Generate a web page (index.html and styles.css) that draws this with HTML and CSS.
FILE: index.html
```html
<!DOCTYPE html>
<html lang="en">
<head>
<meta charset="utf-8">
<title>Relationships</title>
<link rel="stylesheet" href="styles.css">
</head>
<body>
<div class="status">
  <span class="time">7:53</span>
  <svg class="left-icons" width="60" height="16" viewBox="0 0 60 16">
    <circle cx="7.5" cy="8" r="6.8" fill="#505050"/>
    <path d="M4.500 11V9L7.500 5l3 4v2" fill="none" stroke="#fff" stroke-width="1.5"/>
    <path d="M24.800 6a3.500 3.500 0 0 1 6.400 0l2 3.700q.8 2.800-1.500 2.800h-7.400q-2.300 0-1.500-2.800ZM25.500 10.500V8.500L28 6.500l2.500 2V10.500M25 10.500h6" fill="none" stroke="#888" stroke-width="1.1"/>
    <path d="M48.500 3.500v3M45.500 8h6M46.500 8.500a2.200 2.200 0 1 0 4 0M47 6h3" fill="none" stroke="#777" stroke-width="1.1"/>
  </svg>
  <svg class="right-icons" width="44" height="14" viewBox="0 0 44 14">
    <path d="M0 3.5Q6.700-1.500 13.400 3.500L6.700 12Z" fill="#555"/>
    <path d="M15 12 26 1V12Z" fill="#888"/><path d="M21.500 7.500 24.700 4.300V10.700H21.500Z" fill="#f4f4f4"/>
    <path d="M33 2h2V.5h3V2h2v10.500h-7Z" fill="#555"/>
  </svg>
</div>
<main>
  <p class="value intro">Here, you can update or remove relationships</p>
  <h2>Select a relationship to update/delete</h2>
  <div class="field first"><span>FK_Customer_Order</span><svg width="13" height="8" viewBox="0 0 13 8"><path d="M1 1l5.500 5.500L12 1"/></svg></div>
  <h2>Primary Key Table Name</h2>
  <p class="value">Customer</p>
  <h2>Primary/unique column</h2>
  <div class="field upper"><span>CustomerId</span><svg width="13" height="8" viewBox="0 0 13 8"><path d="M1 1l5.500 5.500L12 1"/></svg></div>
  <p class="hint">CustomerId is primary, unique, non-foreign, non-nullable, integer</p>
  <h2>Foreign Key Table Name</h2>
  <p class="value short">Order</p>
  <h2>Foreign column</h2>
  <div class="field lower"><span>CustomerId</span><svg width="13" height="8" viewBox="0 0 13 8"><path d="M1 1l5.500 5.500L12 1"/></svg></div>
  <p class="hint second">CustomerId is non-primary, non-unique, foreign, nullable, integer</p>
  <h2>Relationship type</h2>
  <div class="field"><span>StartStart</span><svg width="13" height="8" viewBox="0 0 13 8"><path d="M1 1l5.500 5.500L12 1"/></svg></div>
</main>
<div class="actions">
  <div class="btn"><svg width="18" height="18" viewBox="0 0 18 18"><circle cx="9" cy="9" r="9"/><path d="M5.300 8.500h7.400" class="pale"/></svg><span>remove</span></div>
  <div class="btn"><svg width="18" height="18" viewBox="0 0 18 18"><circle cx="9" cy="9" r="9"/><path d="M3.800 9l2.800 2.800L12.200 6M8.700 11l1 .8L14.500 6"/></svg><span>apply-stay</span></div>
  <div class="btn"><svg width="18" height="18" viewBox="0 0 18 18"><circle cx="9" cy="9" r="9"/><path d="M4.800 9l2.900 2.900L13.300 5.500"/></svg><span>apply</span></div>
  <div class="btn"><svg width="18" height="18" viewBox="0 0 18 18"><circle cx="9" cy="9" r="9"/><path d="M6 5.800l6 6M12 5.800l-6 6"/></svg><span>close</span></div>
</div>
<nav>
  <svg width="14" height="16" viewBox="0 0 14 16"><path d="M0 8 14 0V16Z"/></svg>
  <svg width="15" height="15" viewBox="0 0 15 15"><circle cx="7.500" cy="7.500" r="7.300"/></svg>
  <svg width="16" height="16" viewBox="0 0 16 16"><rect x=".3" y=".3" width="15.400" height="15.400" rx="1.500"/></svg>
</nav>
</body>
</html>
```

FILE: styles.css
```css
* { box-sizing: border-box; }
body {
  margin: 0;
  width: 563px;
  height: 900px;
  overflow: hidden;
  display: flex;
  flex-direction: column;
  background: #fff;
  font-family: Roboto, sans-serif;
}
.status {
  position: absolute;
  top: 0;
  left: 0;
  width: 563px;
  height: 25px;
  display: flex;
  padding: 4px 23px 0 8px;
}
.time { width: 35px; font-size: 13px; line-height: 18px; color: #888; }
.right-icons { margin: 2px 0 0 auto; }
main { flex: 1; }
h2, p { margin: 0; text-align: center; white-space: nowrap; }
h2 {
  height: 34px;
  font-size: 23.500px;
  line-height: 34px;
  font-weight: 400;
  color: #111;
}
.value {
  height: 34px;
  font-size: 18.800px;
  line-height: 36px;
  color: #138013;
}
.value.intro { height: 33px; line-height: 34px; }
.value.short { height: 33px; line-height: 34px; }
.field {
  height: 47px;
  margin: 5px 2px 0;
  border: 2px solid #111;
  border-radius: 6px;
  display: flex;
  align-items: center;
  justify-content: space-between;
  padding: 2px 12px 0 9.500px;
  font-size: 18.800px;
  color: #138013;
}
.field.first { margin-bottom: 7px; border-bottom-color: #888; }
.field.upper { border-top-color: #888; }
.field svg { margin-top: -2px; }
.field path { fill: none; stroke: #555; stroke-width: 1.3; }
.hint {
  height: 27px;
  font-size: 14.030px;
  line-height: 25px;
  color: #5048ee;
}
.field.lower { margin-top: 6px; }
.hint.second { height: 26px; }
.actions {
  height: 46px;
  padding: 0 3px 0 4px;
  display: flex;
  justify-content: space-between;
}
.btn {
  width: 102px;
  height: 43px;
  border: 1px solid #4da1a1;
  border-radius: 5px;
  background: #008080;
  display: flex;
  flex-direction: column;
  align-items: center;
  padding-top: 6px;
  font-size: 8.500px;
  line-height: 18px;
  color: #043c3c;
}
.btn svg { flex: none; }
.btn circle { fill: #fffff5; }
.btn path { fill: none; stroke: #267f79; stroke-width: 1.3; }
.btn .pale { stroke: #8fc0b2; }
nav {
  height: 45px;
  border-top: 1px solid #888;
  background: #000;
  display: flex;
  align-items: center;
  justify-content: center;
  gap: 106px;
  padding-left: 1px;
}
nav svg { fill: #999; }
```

§ WHAT IS ASKED:
Return the material in full, exactly as shown.

§ FINISHED TASK:
Generate a web page (index.html and styles.css) that draws this with HTML and CSS.
FILE: index.html
```html
<!DOCTYPE html>
<html lang="en">
<head>
<meta charset="utf-8">
<title>Relationships</title>
<link rel="stylesheet" href="styles.css">
</head>
<body>
<div class="status">
  <span class="time">7:53</span>
  <svg class="left-icons" width="60" height="16" viewBox="0 0 60 16">
    <circle cx="7.5" cy="8" r="6.8" fill="#505050"/>
    <path d="M4.500 11V9L7.500 5l3 4v2" fill="none" stroke="#fff" stroke-width="1.5"/>
    <path d="M24.800 6a3.500 3.500 0 0 1 6.400 0l2 3.700q.8 2.800-1.500 2.800h-7.400q-2.300 0-1.500-2.800ZM25.500 10.500V8.500L28 6.500l2.500 2V10.500M25 10.500h6" fill="none" stroke="#888" stroke-width="1.1"/>
    <path d="M48.500 3.500v3M45.500 8h6M46.500 8.500a2.200 2.200 0 1 0 4 0M47 6h3" fill="none" stroke="#777" stroke-width="1.1"/>
  </svg>
  <svg class="right-icons" width="44" height="14" viewBox="0 0 44 14">
    <path d="M0 3.5Q6.700-1.500 13.400 3.500L6.700 12Z" fill="#555"/>
    <path d="M15 12 26 1V12Z" fill="#888"/><path d="M21.500 7.500 24.700 4.300V10.700H21.500Z" fill="#f4f4f4"/>
    <path d="M33 2h2V.5h3V2h2v10.500h-7Z" fill="#555"/>
  </svg>
</div>
<main>
  <p class="value intro">Here, you can update or remove relationships</p>
  <h2>Select a relationship to update/delete</h2>
  <div class="field first"><span>FK_Customer_Order</span><svg width="13" height="8" viewBox="0 0 13 8"><path d="M1 1l5.500 5.500L12 1"/></svg></div>
  <h2>Primary Key Table Name</h2>
  <p class="value">Customer</p>
  <h2>Primary/unique column</h2>
  <div class="field upper"><span>CustomerId</span><svg width="13" height="8" viewBox="0 0 13 8"><path d="M1 1l5.500 5.500L12 1"/></svg></div>
  <p class="hint">CustomerId is primary, unique, non-foreign, non-nullable, integer</p>
  <h2>Foreign Key Table Name</h2>
  <p class="value short">Order</p>
  <h2>Foreign column</h2>
  <div class="field lower"><span>CustomerId</span><svg width="13" height="8" viewBox="0 0 13 8"><path d="M1 1l5.500 5.500L12 1"/></svg></div>
  <p class="hint second">CustomerId is non-primary, non-unique, foreign, nullable, integer</p>
  <h2>Relationship type</h2>
  <div class="field"><span>StartStart</span><svg width="13" height="8" viewBox="0 0 13 8"><path d="M1 1l5.500 5.500L12 1"/></svg></div>
</main>
<div class="actions">
  <div class="btn"><svg width="18" height="18" viewBox="0 0 18 18"><circle cx="9" cy="9" r="9"/><path d="M5.300 8.500h7.400" class="pale"/></svg><span>remove</span></div>
  <div class="btn"><svg width="18" height="18" viewBox="0 0 18 18"><circle cx="9" cy="9" r="9"/><path d="M3.800 9l2.800 2.800L12.200 6M8.700 11l1 .8L14.500 6"/></svg><span>apply-stay</span></div>
  <div class="btn"><svg width="18" height="18" viewBox="0 0 18 18"><circle cx="9" cy="9" r="9"/><path d="M4.800 9l2.900 2.900L13.300 5.500"/></svg><span>apply</span></div>
  <div class="btn"><svg width="18" height="18" viewBox="0 0 18 18"><circle cx="9" cy="9" r="9"/><path d="M6 5.800l6 6M12 5.800l-6 6"/></svg><span>close</span></div>
</div>
<nav>
  <svg width="14" height="16" viewBox="0 0 14 16"><path d="M0 8 14 0V16Z"/></svg>
  <svg width="15" height="15" viewBox="0 0 15 15"><circle cx="7.500" cy="7.500" r="7.300"/></svg>
  <svg width="16" height="16" viewBox="0 0 16 16"><rect x=".3" y=".3" width="15.400" height="15.400" rx="1.500"/></svg>
</nav>
</body>
</html>
```

FILE: styles.css
```css
* { box-sizing: border-box; }
body {
  margin: 0;
  width: 563px;
  height: 900px;
  overflow: hidden;
  display: flex;
  flex-direction: column;
  background: #fff;
  font-family: Roboto, sans-serif;
}
.status {
  position: absolute;
  top: 0;
  left: 0;
  width: 563px;
  height: 25px;
  display: flex;
  padding: 4px 23px 0 8px;
}
.time { width: 35px; font-size: 13px; line-height: 18px; color: #888; }
.right-icons { margin: 2px 0 0 auto; }
main { flex: 1; }
h2, p { margin: 0; text-align: center; white-space: nowrap; }
h2 {
  height: 34px;
  font-size: 23.500px;
  line-height: 34px;
  font-weight: 400;
  color: #111;
}
.value {
  height: 34px;
  font-size: 18.800px;
  line-height: 36px;
  color: #138013;
}
.value.intro { height: 33px; line-height: 34px; }
.value.short { height: 33px; line-height: 34px; }
.field {
  height: 47px;
  margin: 5px 2px 0;
  border: 2px solid #111;
  border-radius: 6px;
  display: flex;
  align-items: center;
  justify-content: space-between;
  padding: 2px 12px 0 9.500px;
  font-size: 18.800px;
  color: #138013;
}
.field.first { margin-bottom: 7px; border-bottom-color: #888; }
.field.upper { border-top-color: #888; }
.field svg { margin-top: -2px; }
.field path { fill: none; stroke: #555; stroke-width: 1.3; }
.hint {
  height: 27px;
  font-size: 14.030px;
  line-height: 25px;
  color: #5048ee;
}
.field.lower { margin-top: 6px; }
.hint.second { height: 26px; }
.actions {
  height: 46px;
  padding: 0 3px 0 4px;
  display: flex;
  justify-content: space-between;
}
.btn {
  width: 102px;
  height: 43px;
  border: 1px solid #4da1a1;
  border-radius: 5px;
  background: #008080;
  display: flex;
  flex-direction: column;
  align-items: center;
  padding-top: 6px;
  font-size: 8.500px;
  line-height: 18px;
  color: #043c3c;
}
.btn svg { flex: none; }
.btn circle { fill: #fffff5; }
.btn path { fill: none; stroke: #267f79; stroke-width: 1.3; }
.btn .pale { stroke: #8fc0b2; }
nav {
  height: 45px;
  border-top: 1px solid #888;
  background: #000;
  display: flex;
  align-items: center;
  justify-content: center;
  gap: 106px;
  padding-left: 1px;
}
nav svg { fill: #999; }
```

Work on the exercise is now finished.